start Source material

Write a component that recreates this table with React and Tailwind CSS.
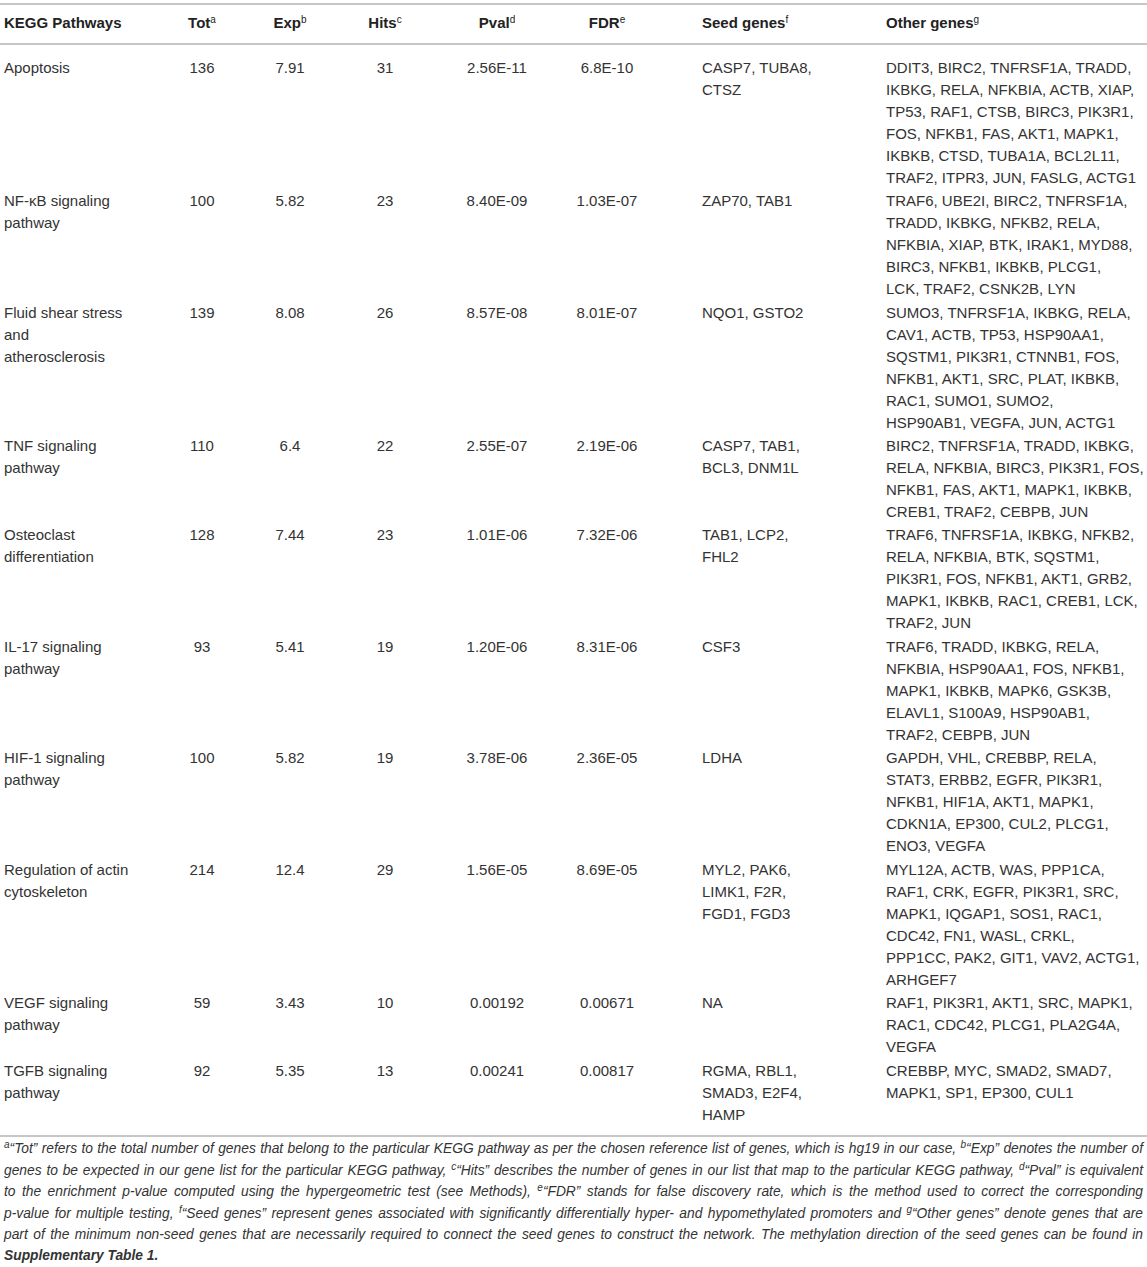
import React from "react";

const rows = [
  {
    name: ["Apoptosis"],
    tot: "136",
    exp: "7.91",
    hits: "31",
    pval: "2.56E-11",
    fdr: "6.8E-10",
    seed: ["CASP7, TUBA8,", "CTSZ"],
    other: [
      "DDIT3, BIRC2, TNFRSF1A, TRADD,",
      "IKBKG, RELA, NFKBIA, ACTB, XIAP,",
      "TP53, RAF1, CTSB, BIRC3, PIK3R1,",
      "FOS, NFKB1, FAS, AKT1, MAPK1,",
      "IKBKB, CTSD, TUBA1A, BCL2L11,",
      "TRAF2, ITPR3, JUN, FASLG, ACTG1",
    ],
  },
  {
    name: ["NF-κB signaling", "pathway"],
    tot: "100",
    exp: "5.82",
    hits: "23",
    pval: "8.40E-09",
    fdr: "1.03E-07",
    seed: ["ZAP70, TAB1"],
    other: [
      "TRAF6, UBE2I, BIRC2, TNFRSF1A,",
      "TRADD, IKBKG, NFKB2, RELA,",
      "NFKBIA, XIAP, BTK, IRAK1, MYD88,",
      "BIRC3, NFKB1, IKBKB, PLCG1,",
      "LCK, TRAF2, CSNK2B, LYN",
    ],
  },
  {
    name: ["Fluid shear stress", "and", "atherosclerosis"],
    tot: "139",
    exp: "8.08",
    hits: "26",
    pval: "8.57E-08",
    fdr: "8.01E-07",
    seed: ["NQO1, GSTO2"],
    other: [
      "SUMO3, TNFRSF1A, IKBKG, RELA,",
      "CAV1, ACTB, TP53, HSP90AA1,",
      "SQSTM1, PIK3R1, CTNNB1, FOS,",
      "NFKB1, AKT1, SRC, PLAT, IKBKB,",
      "RAC1, SUMO1, SUMO2,",
      "HSP90AB1, VEGFA, JUN, ACTG1",
    ],
  },
  {
    name: ["TNF signaling", "pathway"],
    tot: "110",
    exp: "6.4",
    hits: "22",
    pval: "2.55E-07",
    fdr: "2.19E-06",
    seed: ["CASP7, TAB1,", "BCL3, DNM1L"],
    other: [
      "BIRC2, TNFRSF1A, TRADD, IKBKG,",
      "RELA, NFKBIA, BIRC3, PIK3R1, FOS,",
      "NFKB1, FAS, AKT1, MAPK1, IKBKB,",
      "CREB1, TRAF2, CEBPB, JUN",
    ],
  },
  {
    name: ["Osteoclast", "differentiation"],
    tot: "128",
    exp: "7.44",
    hits: "23",
    pval: "1.01E-06",
    fdr: "7.32E-06",
    seed: ["TAB1, LCP2,", "FHL2"],
    other: [
      "TRAF6, TNFRSF1A, IKBKG, NFKB2,",
      "RELA, NFKBIA, BTK, SQSTM1,",
      "PIK3R1, FOS, NFKB1, AKT1, GRB2,",
      "MAPK1, IKBKB, RAC1, CREB1, LCK,",
      "TRAF2, JUN",
    ],
  },
  {
    name: ["IL-17 signaling", "pathway"],
    tot: "93",
    exp: "5.41",
    hits: "19",
    pval: "1.20E-06",
    fdr: "8.31E-06",
    seed: ["CSF3"],
    other: [
      "TRAF6, TRADD, IKBKG, RELA,",
      "NFKBIA, HSP90AA1, FOS, NFKB1,",
      "MAPK1, IKBKB, MAPK6, GSK3B,",
      "ELAVL1, S100A9, HSP90AB1,",
      "TRAF2, CEBPB, JUN",
    ],
  },
  {
    name: ["HIF-1 signaling", "pathway"],
    tot: "100",
    exp: "5.82",
    hits: "19",
    pval: "3.78E-06",
    fdr: "2.36E-05",
    seed: ["LDHA"],
    other: [
      "GAPDH, VHL, CREBBP, RELA,",
      "STAT3, ERBB2, EGFR, PIK3R1,",
      "NFKB1, HIF1A, AKT1, MAPK1,",
      "CDKN1A, EP300, CUL2, PLCG1,",
      "ENO3, VEGFA",
    ],
  },
  {
    name: ["Regulation of actin", "cytoskeleton"],
    tot: "214",
    exp: "12.4",
    hits: "29",
    pval: "1.56E-05",
    fdr: "8.69E-05",
    seed: ["MYL2, PAK6,", "LIMK1, F2R,", "FGD1, FGD3"],
    other: [
      "MYL12A, ACTB, WAS, PPP1CA,",
      "RAF1, CRK, EGFR, PIK3R1, SRC,",
      "MAPK1, IQGAP1, SOS1, RAC1,",
      "CDC42, FN1, WASL, CRKL,",
      "PPP1CC, PAK2, GIT1, VAV2, ACTG1,",
      "ARHGEF7",
    ],
  },
  {
    name: ["VEGF signaling", "pathway"],
    tot: "59",
    exp: "3.43",
    hits: "10",
    pval: "0.00192",
    fdr: "0.00671",
    seed: ["NA"],
    other: [
      "RAF1, PIK3R1, AKT1, SRC, MAPK1,",
      "RAC1, CDC42, PLCG1, PLA2G4A,",
      "VEGFA",
    ],
  },
  {
    name: ["TGFB signaling", "pathway"],
    tot: "92",
    exp: "5.35",
    hits: "13",
    pval: "0.00241",
    fdr: "0.00817",
    seed: ["RGMA, RBL1,", "SMAD3, E2F4,", "HAMP"],
    other: [
      "CREBBP, MYC, SMAD2, SMAD7,",
      "MAPK1, SP1, EP300, CUL1",
    ],
  },
];

const cols =
  "grid grid-cols-[160px_84px_92px_98px_126px_94px_228px_1fr]";

function Sup({ children }) {
  return <sup className="text-[10px] font-normal">{children}</sup>;
}

function Lines({ items }) {
  return (
    <div>
      {items.map((l, i) => (
        <div key={i} className="whitespace-nowrap">
          {l}
        </div>
      ))}
    </div>
  );
}

export default function App() {
  return (
    <div
      className="bg-white text-[#333] pt-[3px]"
      style={{ fontFamily: '"Liberation Sans", Arial, sans-serif' }}
    >
      {/* Table */}
      <div className="border-t-2 border-[#c6c6c6] text-[15px] leading-[22px]">
        {/* Header */}
        <div className={`${cols} font-bold text-[#222] pt-[7px] pb-[9px] border-b-2 border-[#c6c6c6]`}>
          <div className="pl-1">KEGG Pathways</div>
          <div className="text-center">
            Tot<Sup>a</Sup>
          </div>
          <div className="text-center">
            Exp<Sup>b</Sup>
          </div>
          <div className="text-center">
            Hits<Sup>c</Sup>
          </div>
          <div className="text-center">
            Pval<Sup>d</Sup>
          </div>
          <div className="text-center">
            FDR<Sup>e</Sup>
          </div>
          <div className="pl-[48px]">
            Seed genes<Sup>f</Sup>
          </div>
          <div className="pl-1">
            Other genes<Sup>g</Sup>
          </div>
        </div>

        {/* Body */}
        <div className="pt-[11px] pb-[9px] border-b-2 border-[#c6c6c6]">
          {rows.map((r, i) => (
            <div key={i} className={`${cols} py-[0.72px]`}>
              <div className="pl-1">
                <Lines items={r.name} />
              </div>
              <div className="text-center">{r.tot}</div>
              <div className="text-center">{r.exp}</div>
              <div className="text-center">{r.hits}</div>
              <div className="text-center">{r.pval}</div>
              <div className="text-center">{r.fdr}</div>
              <div className="pl-[48px]">
                <Lines items={r.seed} />
              </div>
              <div className="pl-1">
                <Lines items={r.other} />
              </div>
            </div>
          ))}
        </div>
      </div>

      {/* Footnote */}
      <div className="px-1 pt-[1px] italic text-[13.8px] leading-[21.4px] text-[#333]">
        <div className="text-justify [text-align-last:justify] whitespace-nowrap">
          <Sup>a</Sup>“Tot” refers to the total number of genes that belong to the particular KEGG pathway as per the chosen reference list of genes, which is hg19 in our case, <Sup>b</Sup>“Exp” denotes the number of
        </div>
        <div className="text-justify [text-align-last:justify] whitespace-nowrap">
          genes to be expected in our gene list for the particular KEGG pathway, <Sup>c</Sup>“Hits” describes the number of genes in our list that map to the particular KEGG pathway, <Sup>d</Sup>“Pval” is equivalent
        </div>
        <div className="text-justify [text-align-last:justify] whitespace-nowrap">
          to the enrichment p-value computed using the hypergeometric test (see Methods), <Sup>e</Sup>“FDR” stands for false discovery rate, which is the method used to correct the corresponding
        </div>
        <div className="text-justify [text-align-last:justify] whitespace-nowrap">
          p-value for multiple testing, <Sup>f</Sup>“Seed genes” represent genes associated with significantly differentially hyper- and hypomethylated promoters and <Sup>g</Sup>“Other genes” denote genes that are
        </div>
        <div className="text-justify [text-align-last:justify] whitespace-nowrap">
          part of the minimum non-seed genes that are necessarily required to connect the seed genes to construct the network. The methylation direction of the seed genes can be found in
        </div>
        <div className="font-bold">Supplementary Table 1.</div>
      </div>
    </div>
  );
}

end Source material

* [Short task]: Take the material above from its first line through the line holding "import React from" and set it down exactly, without the pictures.

* [Result of this exercise]:
Write a component that recreates this table with React and Tailwind CSS.
import React from "react";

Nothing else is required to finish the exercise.